### SET PROBLEM
Leave the pictures out. Retype exactly the lines below from the one containing "Recreate this image" through the one containing "import React from", and no others.

### RAW DATA
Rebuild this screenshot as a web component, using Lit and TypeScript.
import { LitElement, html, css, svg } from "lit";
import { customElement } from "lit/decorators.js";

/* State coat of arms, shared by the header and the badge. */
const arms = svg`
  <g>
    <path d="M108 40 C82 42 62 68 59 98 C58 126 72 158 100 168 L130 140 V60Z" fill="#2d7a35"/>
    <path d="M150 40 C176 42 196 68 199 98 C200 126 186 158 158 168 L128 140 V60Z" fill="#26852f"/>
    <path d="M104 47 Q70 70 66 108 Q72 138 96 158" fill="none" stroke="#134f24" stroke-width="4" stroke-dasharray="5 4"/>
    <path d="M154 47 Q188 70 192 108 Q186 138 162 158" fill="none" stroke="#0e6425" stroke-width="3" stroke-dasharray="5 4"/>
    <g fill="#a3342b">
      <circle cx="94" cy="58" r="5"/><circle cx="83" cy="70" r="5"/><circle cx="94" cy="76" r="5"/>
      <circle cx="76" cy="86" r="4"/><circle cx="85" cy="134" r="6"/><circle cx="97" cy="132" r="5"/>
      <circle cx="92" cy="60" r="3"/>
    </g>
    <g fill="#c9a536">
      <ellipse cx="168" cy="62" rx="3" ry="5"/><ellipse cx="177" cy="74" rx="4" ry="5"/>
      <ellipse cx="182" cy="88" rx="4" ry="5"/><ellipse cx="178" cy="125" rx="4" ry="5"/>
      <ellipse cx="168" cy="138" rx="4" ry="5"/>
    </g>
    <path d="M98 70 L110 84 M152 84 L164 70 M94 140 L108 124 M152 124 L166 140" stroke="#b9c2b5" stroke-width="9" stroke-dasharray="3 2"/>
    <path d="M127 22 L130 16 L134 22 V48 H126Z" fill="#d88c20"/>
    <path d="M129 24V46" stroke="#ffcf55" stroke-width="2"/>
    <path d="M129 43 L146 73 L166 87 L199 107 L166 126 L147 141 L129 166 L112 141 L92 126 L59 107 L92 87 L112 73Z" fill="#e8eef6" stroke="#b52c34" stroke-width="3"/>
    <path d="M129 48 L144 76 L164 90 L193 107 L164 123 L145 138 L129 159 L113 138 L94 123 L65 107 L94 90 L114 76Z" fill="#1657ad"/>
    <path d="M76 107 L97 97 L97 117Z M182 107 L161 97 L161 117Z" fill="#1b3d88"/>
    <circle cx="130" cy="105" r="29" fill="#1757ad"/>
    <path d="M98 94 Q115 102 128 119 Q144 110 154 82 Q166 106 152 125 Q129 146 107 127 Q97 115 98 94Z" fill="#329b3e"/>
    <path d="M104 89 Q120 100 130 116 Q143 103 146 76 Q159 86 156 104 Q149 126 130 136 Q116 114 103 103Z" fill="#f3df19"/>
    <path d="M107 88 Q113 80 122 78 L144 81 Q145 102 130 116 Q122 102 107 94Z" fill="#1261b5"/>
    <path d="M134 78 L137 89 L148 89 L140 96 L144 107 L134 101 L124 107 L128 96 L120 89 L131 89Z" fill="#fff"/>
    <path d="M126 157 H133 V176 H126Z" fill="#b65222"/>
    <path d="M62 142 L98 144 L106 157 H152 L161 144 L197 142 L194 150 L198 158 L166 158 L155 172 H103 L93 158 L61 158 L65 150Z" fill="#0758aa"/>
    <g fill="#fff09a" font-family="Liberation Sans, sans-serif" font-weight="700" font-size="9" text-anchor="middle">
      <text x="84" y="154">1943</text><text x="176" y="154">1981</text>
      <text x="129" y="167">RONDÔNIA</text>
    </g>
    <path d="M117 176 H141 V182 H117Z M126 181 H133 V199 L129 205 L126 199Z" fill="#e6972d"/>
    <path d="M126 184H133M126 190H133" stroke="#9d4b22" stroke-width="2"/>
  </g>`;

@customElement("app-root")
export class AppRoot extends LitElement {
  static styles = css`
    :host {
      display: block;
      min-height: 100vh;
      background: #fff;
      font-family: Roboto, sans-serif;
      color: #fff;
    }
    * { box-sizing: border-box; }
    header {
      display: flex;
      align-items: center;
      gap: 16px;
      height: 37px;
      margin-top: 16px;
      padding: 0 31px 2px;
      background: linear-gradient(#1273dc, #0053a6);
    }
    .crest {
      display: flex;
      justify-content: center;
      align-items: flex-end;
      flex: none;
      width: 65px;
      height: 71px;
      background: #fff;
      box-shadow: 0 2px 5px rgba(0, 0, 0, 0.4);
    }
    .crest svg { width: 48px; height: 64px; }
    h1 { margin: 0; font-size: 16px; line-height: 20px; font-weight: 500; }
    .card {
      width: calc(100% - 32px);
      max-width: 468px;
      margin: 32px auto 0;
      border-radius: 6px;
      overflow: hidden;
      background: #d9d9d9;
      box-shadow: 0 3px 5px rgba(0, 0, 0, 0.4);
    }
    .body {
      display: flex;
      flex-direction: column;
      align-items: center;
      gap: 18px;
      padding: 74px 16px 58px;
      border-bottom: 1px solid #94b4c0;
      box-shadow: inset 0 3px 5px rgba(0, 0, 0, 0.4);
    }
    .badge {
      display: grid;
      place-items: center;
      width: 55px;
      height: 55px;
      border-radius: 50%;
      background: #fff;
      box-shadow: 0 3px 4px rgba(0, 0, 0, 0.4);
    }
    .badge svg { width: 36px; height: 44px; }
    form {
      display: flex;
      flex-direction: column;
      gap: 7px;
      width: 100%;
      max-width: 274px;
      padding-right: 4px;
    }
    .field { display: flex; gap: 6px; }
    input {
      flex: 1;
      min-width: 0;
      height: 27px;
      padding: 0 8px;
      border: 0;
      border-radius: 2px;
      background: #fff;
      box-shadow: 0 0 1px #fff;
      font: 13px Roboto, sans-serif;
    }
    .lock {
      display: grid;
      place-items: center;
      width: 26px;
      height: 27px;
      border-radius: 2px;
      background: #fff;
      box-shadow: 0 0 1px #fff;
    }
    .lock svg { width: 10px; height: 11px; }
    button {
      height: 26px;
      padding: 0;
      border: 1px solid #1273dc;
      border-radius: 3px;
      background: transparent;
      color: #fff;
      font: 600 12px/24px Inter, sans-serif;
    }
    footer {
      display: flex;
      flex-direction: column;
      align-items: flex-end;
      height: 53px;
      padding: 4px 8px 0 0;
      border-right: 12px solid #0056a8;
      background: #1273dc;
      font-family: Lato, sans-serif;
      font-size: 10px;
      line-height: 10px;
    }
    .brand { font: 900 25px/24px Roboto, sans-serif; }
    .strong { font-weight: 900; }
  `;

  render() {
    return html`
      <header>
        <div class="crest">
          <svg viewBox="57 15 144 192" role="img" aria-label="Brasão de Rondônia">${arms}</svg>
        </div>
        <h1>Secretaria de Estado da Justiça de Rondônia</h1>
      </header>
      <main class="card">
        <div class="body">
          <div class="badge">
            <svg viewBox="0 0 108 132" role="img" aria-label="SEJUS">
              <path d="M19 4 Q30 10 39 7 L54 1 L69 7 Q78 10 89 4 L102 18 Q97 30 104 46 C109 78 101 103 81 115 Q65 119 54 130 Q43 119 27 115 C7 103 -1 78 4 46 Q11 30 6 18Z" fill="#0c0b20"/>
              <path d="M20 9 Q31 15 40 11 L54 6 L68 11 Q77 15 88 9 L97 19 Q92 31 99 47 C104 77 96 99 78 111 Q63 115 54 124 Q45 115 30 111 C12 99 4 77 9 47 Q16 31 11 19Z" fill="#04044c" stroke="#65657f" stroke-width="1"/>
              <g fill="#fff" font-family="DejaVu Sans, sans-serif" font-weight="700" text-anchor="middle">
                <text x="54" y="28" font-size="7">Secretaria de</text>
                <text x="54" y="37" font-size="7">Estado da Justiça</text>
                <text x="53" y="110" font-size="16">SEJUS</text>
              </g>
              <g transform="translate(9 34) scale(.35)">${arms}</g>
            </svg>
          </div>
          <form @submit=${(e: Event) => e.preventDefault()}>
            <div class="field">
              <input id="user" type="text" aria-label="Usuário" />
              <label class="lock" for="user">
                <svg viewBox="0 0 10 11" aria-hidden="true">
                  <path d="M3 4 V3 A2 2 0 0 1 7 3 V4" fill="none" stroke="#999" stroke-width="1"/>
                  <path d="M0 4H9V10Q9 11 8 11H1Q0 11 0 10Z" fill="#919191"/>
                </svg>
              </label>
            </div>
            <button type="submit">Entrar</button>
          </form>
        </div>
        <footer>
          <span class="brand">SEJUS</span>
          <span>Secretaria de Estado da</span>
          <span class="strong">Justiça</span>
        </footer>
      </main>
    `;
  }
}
==
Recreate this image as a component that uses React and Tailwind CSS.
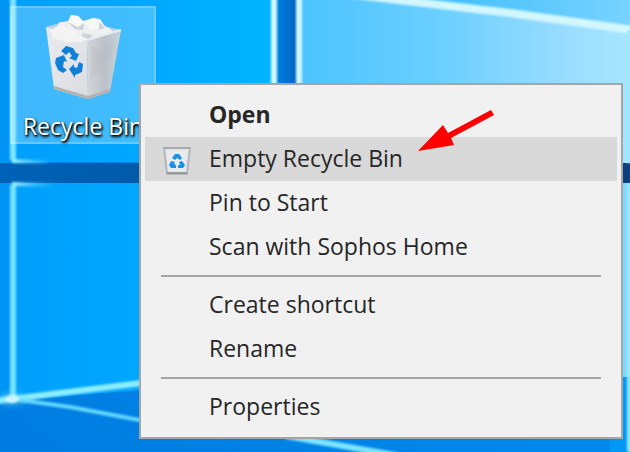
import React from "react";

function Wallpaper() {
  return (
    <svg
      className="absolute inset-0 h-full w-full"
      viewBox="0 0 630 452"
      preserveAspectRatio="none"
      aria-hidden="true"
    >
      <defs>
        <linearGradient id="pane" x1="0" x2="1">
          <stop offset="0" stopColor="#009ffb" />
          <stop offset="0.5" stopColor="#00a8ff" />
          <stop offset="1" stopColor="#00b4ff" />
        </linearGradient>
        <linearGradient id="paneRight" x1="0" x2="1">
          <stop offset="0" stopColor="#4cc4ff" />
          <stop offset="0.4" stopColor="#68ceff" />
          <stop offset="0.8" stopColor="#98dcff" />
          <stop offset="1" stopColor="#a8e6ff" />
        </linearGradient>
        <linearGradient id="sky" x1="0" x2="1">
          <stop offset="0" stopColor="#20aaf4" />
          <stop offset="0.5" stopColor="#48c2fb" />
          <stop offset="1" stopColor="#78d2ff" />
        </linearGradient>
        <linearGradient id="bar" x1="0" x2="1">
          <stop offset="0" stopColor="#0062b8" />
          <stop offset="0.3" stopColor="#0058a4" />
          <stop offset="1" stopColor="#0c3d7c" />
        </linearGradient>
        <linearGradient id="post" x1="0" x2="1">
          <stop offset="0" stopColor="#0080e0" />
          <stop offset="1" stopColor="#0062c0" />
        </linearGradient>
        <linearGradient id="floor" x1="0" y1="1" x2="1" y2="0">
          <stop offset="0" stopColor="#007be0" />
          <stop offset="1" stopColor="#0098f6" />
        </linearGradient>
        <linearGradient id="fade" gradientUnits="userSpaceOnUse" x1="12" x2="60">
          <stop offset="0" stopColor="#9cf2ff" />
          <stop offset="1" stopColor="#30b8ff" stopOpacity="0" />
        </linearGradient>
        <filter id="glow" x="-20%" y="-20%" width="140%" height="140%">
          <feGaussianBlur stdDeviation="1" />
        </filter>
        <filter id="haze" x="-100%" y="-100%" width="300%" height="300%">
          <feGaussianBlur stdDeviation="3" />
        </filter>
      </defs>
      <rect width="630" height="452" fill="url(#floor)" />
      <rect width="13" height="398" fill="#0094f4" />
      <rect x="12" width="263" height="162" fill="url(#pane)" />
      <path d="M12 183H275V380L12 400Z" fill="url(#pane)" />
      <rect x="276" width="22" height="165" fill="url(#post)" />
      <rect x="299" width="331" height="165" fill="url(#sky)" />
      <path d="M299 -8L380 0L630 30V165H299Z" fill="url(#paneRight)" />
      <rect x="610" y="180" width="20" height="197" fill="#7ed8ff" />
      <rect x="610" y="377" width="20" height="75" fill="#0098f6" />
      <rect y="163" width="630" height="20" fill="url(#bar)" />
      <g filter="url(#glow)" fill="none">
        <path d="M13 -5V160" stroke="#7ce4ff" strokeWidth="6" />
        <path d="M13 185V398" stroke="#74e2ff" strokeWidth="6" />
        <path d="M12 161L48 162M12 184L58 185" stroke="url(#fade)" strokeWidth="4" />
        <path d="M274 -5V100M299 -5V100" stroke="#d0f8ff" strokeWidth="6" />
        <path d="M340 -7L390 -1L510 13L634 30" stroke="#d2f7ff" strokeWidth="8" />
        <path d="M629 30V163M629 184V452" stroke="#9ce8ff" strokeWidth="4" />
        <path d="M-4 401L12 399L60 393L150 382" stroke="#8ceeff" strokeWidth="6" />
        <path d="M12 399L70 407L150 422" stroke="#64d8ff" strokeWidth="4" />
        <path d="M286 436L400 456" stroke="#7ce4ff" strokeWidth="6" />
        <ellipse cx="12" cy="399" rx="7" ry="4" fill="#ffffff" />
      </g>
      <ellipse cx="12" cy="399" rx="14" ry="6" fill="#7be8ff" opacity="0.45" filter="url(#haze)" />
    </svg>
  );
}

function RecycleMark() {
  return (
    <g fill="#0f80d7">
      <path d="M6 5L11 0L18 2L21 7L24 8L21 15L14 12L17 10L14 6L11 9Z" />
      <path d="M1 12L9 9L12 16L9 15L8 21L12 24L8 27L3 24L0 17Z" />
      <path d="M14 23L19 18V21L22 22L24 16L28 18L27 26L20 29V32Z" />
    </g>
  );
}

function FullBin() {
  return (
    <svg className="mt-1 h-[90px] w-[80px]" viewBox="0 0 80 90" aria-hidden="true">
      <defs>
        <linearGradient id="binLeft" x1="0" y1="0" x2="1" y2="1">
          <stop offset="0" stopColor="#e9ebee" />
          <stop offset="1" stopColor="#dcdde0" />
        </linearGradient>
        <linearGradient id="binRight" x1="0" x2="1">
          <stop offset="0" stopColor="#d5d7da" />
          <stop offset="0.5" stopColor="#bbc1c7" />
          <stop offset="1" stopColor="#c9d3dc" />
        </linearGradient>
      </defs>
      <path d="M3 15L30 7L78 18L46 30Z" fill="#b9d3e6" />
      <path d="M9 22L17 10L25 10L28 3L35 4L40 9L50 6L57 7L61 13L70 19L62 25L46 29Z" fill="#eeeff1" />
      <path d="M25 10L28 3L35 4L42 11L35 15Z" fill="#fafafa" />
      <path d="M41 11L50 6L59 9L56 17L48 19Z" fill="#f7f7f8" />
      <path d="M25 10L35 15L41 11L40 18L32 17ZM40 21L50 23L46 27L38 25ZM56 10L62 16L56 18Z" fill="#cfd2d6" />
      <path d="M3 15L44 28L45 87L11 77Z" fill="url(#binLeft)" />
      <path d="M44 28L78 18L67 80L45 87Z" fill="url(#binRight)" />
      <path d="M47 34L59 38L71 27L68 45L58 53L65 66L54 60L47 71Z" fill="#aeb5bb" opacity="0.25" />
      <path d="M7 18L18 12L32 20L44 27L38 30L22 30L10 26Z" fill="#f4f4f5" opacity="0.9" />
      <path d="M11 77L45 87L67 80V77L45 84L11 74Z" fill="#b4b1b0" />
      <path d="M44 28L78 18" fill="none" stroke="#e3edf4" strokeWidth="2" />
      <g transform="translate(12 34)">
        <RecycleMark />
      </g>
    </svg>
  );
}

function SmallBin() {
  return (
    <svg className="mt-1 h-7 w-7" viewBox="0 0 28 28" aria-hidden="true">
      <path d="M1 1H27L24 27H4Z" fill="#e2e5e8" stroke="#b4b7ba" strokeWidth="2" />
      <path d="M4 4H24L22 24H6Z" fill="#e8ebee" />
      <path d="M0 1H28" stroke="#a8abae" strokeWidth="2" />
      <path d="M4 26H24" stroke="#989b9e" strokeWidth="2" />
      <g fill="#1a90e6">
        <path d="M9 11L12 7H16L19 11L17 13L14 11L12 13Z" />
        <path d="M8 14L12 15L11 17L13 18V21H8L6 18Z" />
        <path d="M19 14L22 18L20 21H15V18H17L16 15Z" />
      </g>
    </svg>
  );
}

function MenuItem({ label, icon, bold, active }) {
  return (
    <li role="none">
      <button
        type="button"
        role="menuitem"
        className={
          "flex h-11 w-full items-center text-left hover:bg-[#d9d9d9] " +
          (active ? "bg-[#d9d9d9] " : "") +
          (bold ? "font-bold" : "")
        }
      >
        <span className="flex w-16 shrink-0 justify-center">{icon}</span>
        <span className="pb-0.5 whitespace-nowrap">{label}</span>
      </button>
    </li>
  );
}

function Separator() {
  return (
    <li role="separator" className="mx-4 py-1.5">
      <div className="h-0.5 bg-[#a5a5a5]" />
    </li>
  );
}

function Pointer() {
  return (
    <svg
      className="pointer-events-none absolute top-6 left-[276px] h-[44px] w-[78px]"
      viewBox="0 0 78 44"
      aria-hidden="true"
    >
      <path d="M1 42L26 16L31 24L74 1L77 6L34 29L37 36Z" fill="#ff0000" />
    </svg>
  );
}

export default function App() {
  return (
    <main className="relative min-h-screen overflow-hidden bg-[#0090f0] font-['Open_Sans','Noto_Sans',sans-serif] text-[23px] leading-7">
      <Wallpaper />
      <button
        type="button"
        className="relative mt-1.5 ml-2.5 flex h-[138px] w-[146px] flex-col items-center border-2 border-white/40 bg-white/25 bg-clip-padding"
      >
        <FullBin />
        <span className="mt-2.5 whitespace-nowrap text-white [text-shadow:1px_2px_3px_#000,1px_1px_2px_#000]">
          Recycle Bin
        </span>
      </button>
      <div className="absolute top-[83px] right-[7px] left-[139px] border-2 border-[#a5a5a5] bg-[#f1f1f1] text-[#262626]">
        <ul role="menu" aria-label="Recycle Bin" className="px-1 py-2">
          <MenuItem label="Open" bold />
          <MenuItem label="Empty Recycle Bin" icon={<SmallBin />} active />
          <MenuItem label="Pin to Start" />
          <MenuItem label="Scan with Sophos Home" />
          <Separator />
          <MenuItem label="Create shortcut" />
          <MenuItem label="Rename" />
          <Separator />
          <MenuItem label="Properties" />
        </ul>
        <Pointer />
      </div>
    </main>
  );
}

### RIGHT ANSWER
Recreate this image as a component that uses React and Tailwind CSS.
import React from "react";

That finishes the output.